Our last assignment of the trip was to venture to Golden, CO to see those hometown boys, Scott and Seth Avett, represent NC beautifully. We had rented a Fiat to get us out there which, believe it or not, wasn’t the best tailgating vehicle. Luckily, a Ford pick up truck parked in front of us with Texas plates. They had to know how to have a good time! The door opened, and out hopped Emma, a little girl who could barely climb into this farm truck. A few minutes later we met her father, Bobby, and the rest of the Tyler family. We, of course, joined their tailgate which consisted of the boys talking about their previous concert with The Lumineers. Emma was getting giddy in hopes of singing her favorite Old Crow song, Wagon Wheel. Dad finally popped the beer out and it was none other than that shiny blue can we all know as crap beer (or Bud Light). We had a few and I finally offered one of our cans from a local brewery. With no hesitation, he snatched it up and said, “Thank you so much” and something along the lines of, I just drink these because they’re free/cheap. The conversation quickly went into Texas beers and what he liked near his hometown in the panhandle of the Lone Star State. After chatting on beer for a bit and Emma referring to Bud Light as “blues”, it was time to head into the show. The beer, music, and great times will come and go but the relationships we made out there…so much more.

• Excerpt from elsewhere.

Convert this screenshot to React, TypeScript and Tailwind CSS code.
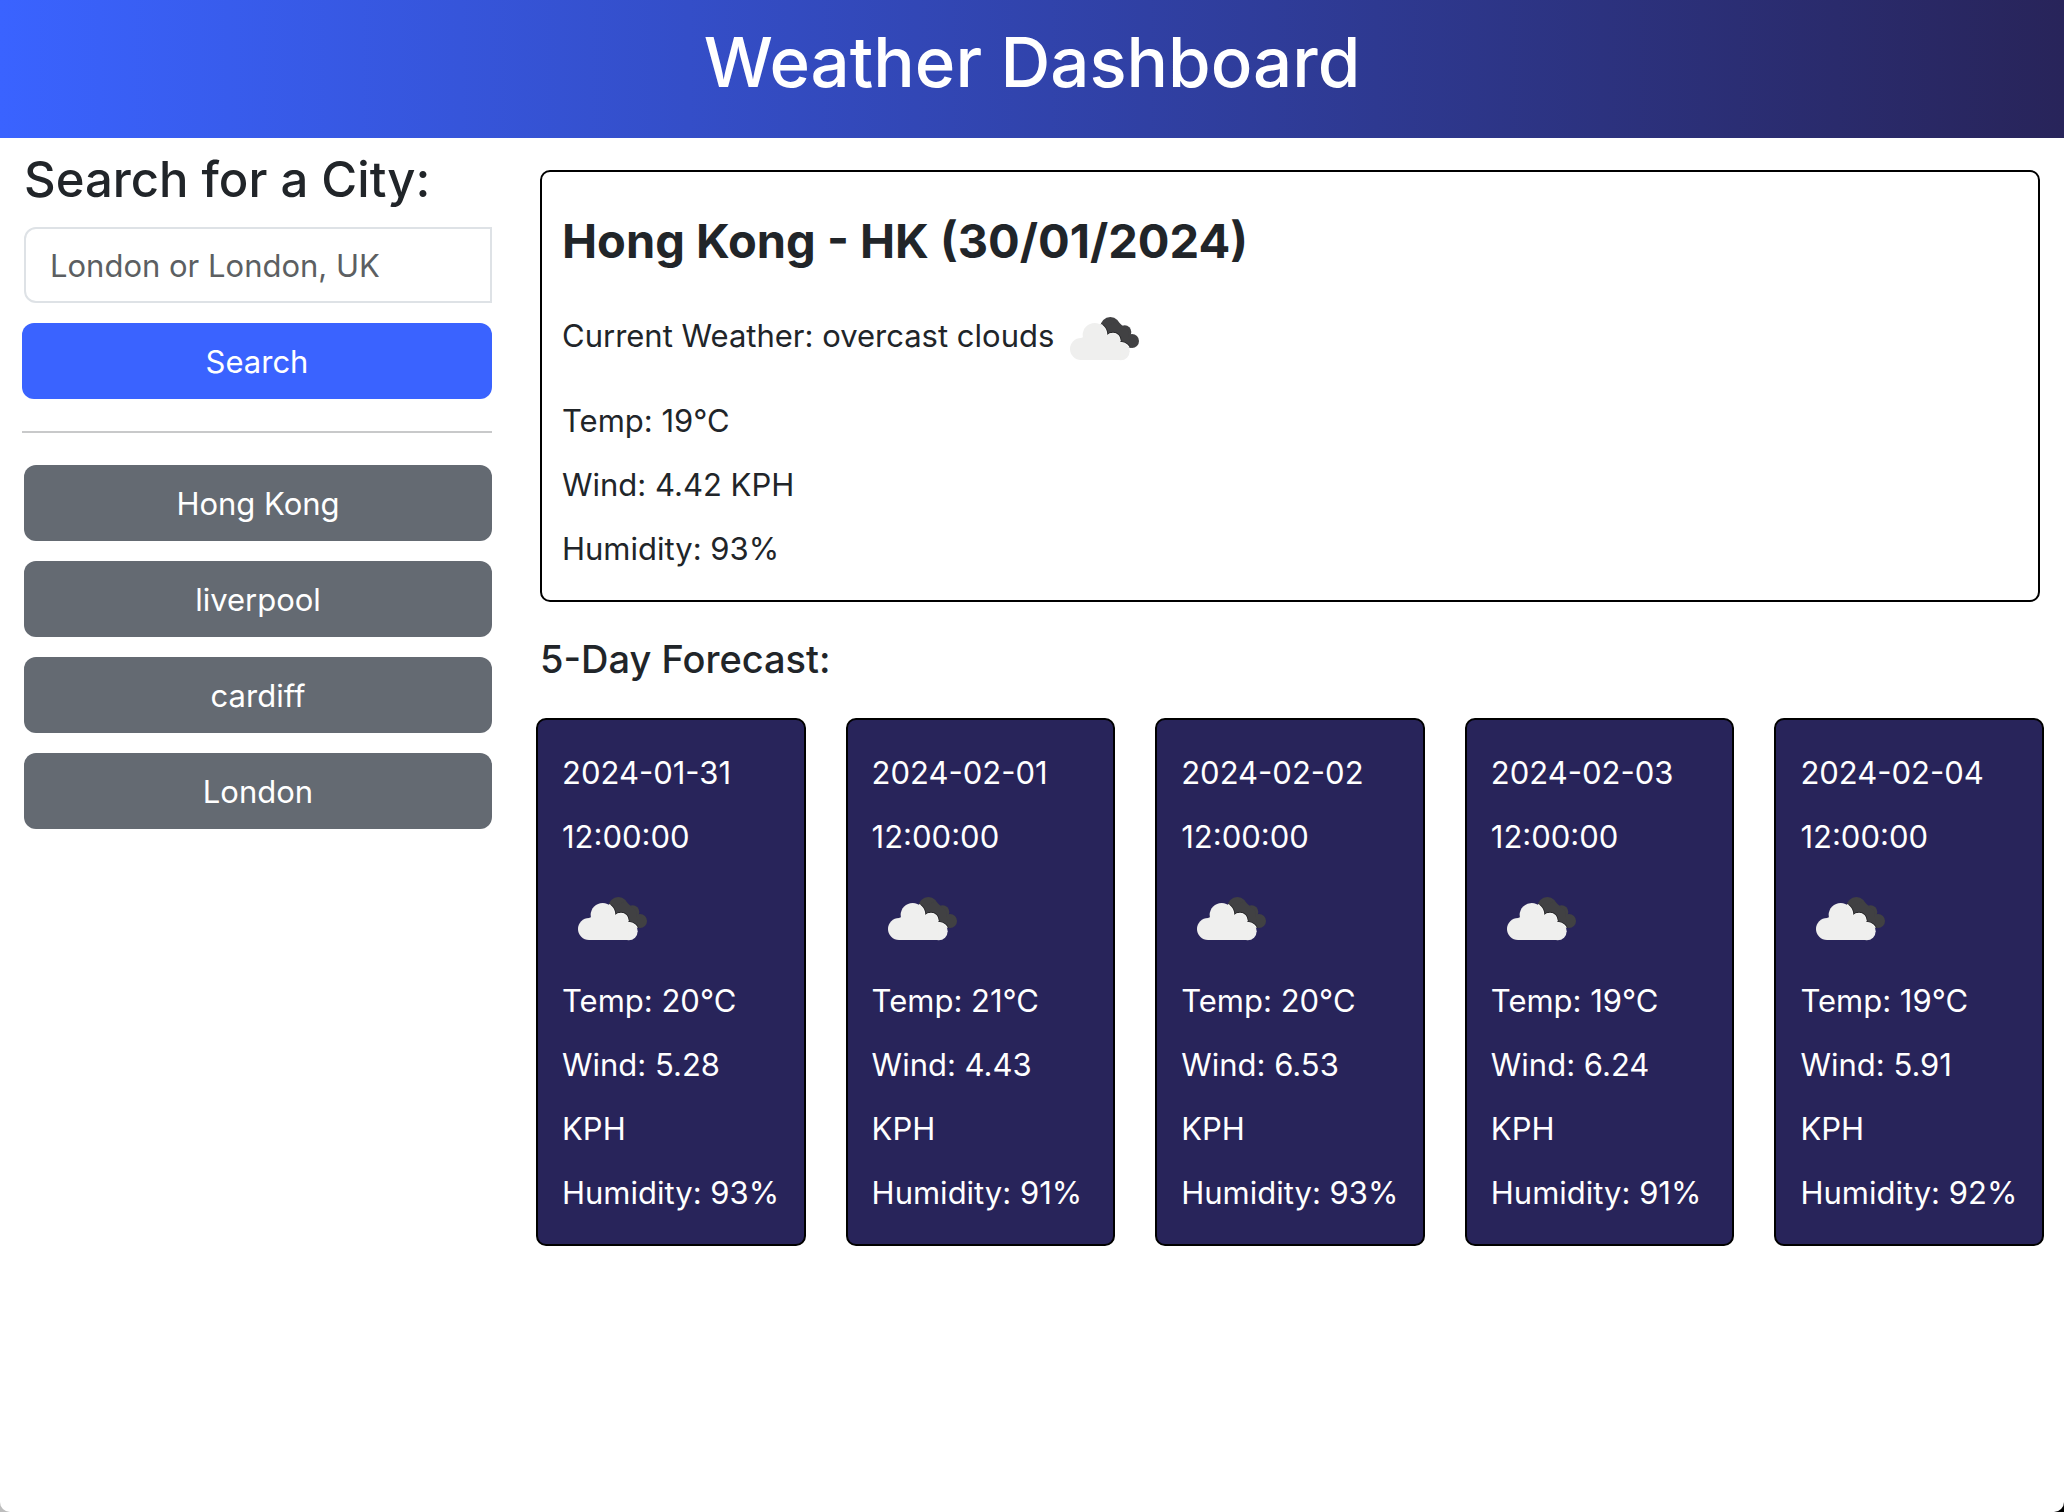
import React, { useId } from "react";

const cities = ["Hong Kong", "liverpool", "cardiff", "London"];

const forecast = [
  { date: "2024-01-31", temp: 20, wind: "5.28", humidity: 93 },
  { date: "2024-02-01", temp: 21, wind: "4.43", humidity: 91 },
  { date: "2024-02-02", temp: 20, wind: "6.53", humidity: 93 },
  { date: "2024-02-03", temp: 19, wind: "6.24", humidity: 91 },
  { date: "2024-02-04", temp: 19, wind: "5.91", humidity: 92 },
];

function DarkCloud() {
  return (
    <>
      <circle cx="169" cy="114" r="30" />
      <circle cx="212" cy="129" r="20" />
      <circle cx="234" cy="156" r="21" />
      <path d="M145 120 L190 96 L222 125 L228 176 L180 176 Z" />
    </>
  );
}

function LightCloud() {
  return (
    <>
      <circle cx="81" cy="180" r="33" />
      <circle cx="122" cy="138" r="36" />
      <circle cx="175" cy="155" r="23" />
      <circle cx="200" cy="187" r="27" />
      <path d="M81 147 L122 130 L158 140 L175 140 L200 163 V213 H81 Z" />
    </>
  );
}

function OvercastIcon({ className }: { className?: string }) {
  const clip = useId();
  return (
    <svg
      viewBox="0 0 300 300"
      role="img"
      aria-label="overcast clouds"
      className={className}
    >
      <clipPath id={clip}>
        <DarkCloud />
      </clipPath>
      <g fill="#414143">
        <DarkCloud />
      </g>
      <g clipPath={`url(#${clip})`}>
        <g fill="#29292b" stroke="#29292b" strokeWidth="5" transform="translate(2 -1)">
          <LightCloud />
        </g>
        <g fill="#ffffff" transform="translate(2 -1)">
          <LightCloud />
        </g>
      </g>
      <g fill="#efefee">
        <LightCloud />
      </g>
    </svg>
  );
}

export default function App() {
  return (
    <div className="min-h-screen bg-linear-to-r from-[#bdbdbd] to-black font-['Inter',sans-serif] text-[31px] text-[#212529]">
      <div className="min-h-screen overflow-hidden rounded-b-[10px] bg-white">
        <header className="bg-linear-to-r/srgb from-[#3a63ff] to-[#28245a] pt-[17px] pb-[31px] text-center text-white">
          <h1 className="text-[69px] leading-[90px] font-medium">Weather Dashboard</h1>
        </header>
        <div className="flex">
          <aside className="w-1/4 pr-6 pl-[22px]">
            <form onSubmit={(e) => e.preventDefault()}>
              <label
                htmlFor="city"
                className="block pt-[9px] pb-[15px] pl-0.5 text-[49px] leading-[65px] font-medium whitespace-nowrap"
              >
                Search for a City:
              </label>
              <div className="pl-0.5">
                <input
                  id="city"
                  type="text"
                  placeholder="London or London, UK"
                  className="block h-[76px] w-full rounded-l-xl border-2 border-[#dee2e6] bg-white px-6 placeholder:text-[#5c5f62]"
                />
              </div>
              <button
                type="submit"
                className="mt-5 block h-[76px] w-full rounded-xl bg-[#3a63ff] pt-0.5 text-white"
              >
                Search
              </button>
            </form>
            <hr className="my-8 border-t-2 border-[#c8c9ca]" />
            <div className="flex flex-col gap-5 pl-0.5">
              {cities.map((city) => (
                <button
                  key={city}
                  type="button"
                  className="h-[76px] w-full rounded-xl bg-[#646a72] pt-0.5 text-white"
                >
                  {city}
                </button>
              ))}
            </div>
          </aside>
          <main className="w-3/4 px-6 pt-8">
            <section className="rounded-[10px] border-2 border-black px-5 pt-[21px] pb-[19px] leading-[64px]">
              <h2 className="text-[47px] leading-[96px] font-bold">
                Hong Kong - HK (30/01/2024)
              </h2>
              <p>
                Current Weather: overcast clouds
                <OvercastIcon className="inline-block size-[100px] align-middle" />
              </p>
              <p>Temp: 19°C</p>
              <p>Wind: 4.42 KPH</p>
              <p>Humidity: 93%</p>
            </section>
            <h3 className="pt-[33px] pb-[35px] text-[38px] leading-[48px] font-medium">5-Day Forecast:</h3>
            <section className="-mx-1 grid grid-cols-5 gap-10">
              {forecast.map((day) => (
                <article
                  key={day.date}
                  className="rounded-[10px] border-2 border-black bg-[#28245a] pt-[21px] pr-5 pb-[19px] pl-6 leading-[64px] text-white"
                >
                  <p>{day.date} 12:00:00</p>
                  <OvercastIcon className="block size-[100px]" />
                  <p>Temp: {day.temp}°C</p>
                  <p>
                    Wind: {day.wind}
                    <br />
                    KPH
                  </p>
                  <p className="whitespace-nowrap">Humidity: {day.humidity}%</p>
                </article>
              ))}
            </section>
          </main>
        </div>
      </div>
    </div>
  );
}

As I’ve come to find out, the beer community steps beyond the tap room doors. Chad stated, our community “is more open, creative, expressive, and just outright different”. Todd, our owner, finished up by saying “craft brewers recognize that the rising tide floats all boats”. This not only speaks on our healthy competition within craft beer, but the sense of community that is created within a simple cheers between new and old friends.